-- start of Supplied data --
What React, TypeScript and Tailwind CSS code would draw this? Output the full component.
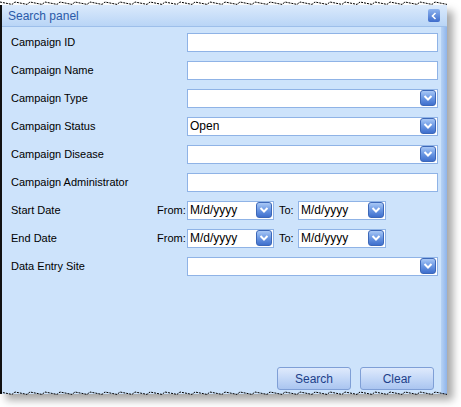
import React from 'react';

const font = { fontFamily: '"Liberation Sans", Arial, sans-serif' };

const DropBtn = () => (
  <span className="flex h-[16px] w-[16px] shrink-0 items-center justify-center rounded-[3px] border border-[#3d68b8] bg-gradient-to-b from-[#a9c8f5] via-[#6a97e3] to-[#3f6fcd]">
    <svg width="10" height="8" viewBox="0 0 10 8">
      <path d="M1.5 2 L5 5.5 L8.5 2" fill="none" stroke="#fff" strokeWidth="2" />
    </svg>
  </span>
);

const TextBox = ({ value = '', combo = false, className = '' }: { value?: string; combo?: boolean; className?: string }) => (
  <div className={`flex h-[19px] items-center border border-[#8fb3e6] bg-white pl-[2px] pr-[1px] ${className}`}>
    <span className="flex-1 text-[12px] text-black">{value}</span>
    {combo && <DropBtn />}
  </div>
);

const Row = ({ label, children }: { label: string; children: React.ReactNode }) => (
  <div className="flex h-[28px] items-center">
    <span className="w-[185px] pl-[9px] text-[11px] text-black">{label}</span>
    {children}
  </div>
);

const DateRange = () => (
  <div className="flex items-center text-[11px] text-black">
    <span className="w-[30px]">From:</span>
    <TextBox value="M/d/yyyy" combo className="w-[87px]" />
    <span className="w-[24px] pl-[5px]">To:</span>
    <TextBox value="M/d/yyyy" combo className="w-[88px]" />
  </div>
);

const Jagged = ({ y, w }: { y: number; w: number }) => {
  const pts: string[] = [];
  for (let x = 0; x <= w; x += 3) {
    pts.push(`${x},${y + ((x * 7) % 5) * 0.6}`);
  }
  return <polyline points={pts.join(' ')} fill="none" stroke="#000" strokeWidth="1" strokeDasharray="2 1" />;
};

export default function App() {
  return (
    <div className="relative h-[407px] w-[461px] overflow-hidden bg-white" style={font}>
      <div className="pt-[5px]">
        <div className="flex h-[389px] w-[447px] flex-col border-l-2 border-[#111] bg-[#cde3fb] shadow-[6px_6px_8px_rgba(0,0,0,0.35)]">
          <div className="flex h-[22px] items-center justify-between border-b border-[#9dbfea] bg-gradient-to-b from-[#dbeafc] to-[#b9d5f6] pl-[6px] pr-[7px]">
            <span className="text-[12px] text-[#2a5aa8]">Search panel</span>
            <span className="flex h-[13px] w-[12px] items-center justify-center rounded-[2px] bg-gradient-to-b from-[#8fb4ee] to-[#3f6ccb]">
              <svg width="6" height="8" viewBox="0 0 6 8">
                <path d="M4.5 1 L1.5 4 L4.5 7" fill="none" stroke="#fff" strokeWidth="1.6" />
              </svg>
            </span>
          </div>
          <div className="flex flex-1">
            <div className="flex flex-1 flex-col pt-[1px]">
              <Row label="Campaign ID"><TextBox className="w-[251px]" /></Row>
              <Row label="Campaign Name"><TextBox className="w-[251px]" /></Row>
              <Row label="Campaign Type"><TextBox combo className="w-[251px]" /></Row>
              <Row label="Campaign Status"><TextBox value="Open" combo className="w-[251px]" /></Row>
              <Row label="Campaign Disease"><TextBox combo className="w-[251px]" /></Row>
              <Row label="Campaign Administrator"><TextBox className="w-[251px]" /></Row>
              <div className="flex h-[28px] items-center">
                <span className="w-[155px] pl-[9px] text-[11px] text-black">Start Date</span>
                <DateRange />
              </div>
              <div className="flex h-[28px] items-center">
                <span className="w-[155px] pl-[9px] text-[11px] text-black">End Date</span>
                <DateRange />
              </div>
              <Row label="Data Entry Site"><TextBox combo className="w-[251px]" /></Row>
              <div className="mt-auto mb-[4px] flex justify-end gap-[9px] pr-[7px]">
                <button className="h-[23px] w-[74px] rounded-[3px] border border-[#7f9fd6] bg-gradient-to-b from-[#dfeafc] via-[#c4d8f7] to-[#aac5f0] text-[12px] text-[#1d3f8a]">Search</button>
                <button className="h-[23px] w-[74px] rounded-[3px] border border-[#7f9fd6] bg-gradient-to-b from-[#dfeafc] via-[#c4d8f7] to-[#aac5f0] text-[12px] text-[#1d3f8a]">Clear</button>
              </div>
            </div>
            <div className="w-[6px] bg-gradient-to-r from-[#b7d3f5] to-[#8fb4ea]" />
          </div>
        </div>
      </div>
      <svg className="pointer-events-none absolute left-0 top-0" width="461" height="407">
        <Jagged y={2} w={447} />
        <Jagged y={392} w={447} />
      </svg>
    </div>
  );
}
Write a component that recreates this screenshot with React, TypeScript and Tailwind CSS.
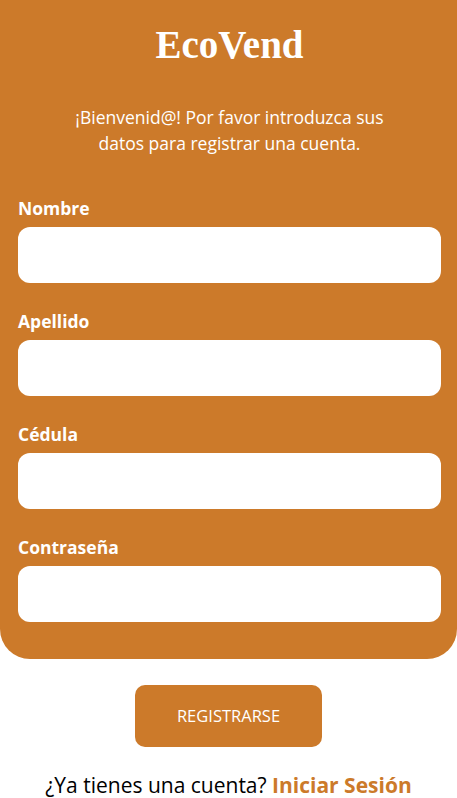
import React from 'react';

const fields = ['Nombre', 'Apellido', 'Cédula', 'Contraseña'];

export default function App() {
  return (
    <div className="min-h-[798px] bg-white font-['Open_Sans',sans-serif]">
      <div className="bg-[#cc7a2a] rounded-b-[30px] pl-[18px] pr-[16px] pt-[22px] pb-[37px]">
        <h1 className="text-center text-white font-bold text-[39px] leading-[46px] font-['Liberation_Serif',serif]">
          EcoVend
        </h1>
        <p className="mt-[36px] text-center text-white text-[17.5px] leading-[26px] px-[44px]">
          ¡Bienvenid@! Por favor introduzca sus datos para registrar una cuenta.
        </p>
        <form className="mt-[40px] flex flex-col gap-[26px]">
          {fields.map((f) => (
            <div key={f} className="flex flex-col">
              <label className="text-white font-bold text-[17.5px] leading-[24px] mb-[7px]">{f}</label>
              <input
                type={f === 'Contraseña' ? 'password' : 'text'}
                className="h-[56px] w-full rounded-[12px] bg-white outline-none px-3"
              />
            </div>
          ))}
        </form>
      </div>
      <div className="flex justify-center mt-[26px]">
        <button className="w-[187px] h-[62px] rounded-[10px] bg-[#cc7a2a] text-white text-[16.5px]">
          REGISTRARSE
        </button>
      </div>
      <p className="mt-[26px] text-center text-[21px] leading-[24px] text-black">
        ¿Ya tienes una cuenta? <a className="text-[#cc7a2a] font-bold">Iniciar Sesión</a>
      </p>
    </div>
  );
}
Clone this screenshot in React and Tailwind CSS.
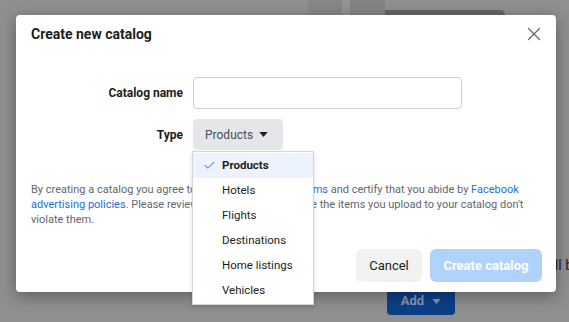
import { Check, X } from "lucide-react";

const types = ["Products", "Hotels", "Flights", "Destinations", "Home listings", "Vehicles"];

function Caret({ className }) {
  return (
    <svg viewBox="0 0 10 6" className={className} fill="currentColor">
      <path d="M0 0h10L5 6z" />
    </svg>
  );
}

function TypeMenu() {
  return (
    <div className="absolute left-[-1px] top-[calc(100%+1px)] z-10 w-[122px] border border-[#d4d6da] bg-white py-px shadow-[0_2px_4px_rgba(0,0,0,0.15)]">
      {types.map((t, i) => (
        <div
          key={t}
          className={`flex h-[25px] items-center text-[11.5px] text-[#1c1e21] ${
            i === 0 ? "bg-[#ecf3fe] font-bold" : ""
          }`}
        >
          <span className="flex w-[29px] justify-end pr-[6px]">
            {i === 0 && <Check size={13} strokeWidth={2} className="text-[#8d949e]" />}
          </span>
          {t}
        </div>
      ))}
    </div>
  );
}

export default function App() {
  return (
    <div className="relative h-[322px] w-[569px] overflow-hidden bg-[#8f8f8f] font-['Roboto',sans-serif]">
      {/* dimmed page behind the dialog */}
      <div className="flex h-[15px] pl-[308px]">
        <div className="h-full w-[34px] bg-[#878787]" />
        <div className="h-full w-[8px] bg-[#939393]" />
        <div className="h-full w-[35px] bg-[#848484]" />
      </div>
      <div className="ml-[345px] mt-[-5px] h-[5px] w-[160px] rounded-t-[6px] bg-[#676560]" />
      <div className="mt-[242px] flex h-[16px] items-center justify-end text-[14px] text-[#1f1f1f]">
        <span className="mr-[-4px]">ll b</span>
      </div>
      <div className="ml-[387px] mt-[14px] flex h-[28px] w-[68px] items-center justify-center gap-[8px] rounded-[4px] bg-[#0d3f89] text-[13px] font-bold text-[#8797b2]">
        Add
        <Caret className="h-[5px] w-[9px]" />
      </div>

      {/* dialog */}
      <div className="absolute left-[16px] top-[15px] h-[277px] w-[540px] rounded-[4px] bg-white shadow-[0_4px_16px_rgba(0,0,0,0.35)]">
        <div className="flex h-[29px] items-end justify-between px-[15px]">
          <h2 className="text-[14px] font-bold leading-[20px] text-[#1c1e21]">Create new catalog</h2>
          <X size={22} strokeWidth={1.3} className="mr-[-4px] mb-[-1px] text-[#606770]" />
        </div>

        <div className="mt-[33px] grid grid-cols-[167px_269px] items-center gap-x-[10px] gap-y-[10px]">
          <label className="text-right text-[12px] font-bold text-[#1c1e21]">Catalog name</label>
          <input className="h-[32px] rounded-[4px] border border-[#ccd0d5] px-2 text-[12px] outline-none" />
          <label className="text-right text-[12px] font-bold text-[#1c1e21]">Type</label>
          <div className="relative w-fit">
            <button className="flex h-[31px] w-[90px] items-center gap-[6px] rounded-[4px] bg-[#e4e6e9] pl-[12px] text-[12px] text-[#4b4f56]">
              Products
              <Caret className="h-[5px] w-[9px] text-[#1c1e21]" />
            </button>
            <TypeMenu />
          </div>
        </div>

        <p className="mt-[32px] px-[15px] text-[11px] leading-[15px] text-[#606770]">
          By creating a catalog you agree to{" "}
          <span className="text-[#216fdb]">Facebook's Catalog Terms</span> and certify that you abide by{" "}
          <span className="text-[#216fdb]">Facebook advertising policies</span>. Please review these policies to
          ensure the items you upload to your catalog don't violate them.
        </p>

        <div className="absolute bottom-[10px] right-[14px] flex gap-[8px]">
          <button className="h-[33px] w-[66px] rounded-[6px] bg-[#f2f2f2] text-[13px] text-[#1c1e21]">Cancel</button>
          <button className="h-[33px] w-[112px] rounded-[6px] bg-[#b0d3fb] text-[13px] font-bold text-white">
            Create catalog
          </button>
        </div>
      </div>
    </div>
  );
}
-- end of Supplied data --
• _Problem to work on_
Above are the records. Print exactly the lines from the one containing "Write a component" to the one containing "const fields = ['Nombre', 'Apellido', 'Cédula', 'Contraseña'];", both included, and nothing else; pictures are excluded.

• _Answer to the problem_
Write a component that recreates this screenshot with React, TypeScript and Tailwind CSS.
import React from 'react';

const fields = ['Nombre', 'Apellido', 'Cédula', 'Contraseña'];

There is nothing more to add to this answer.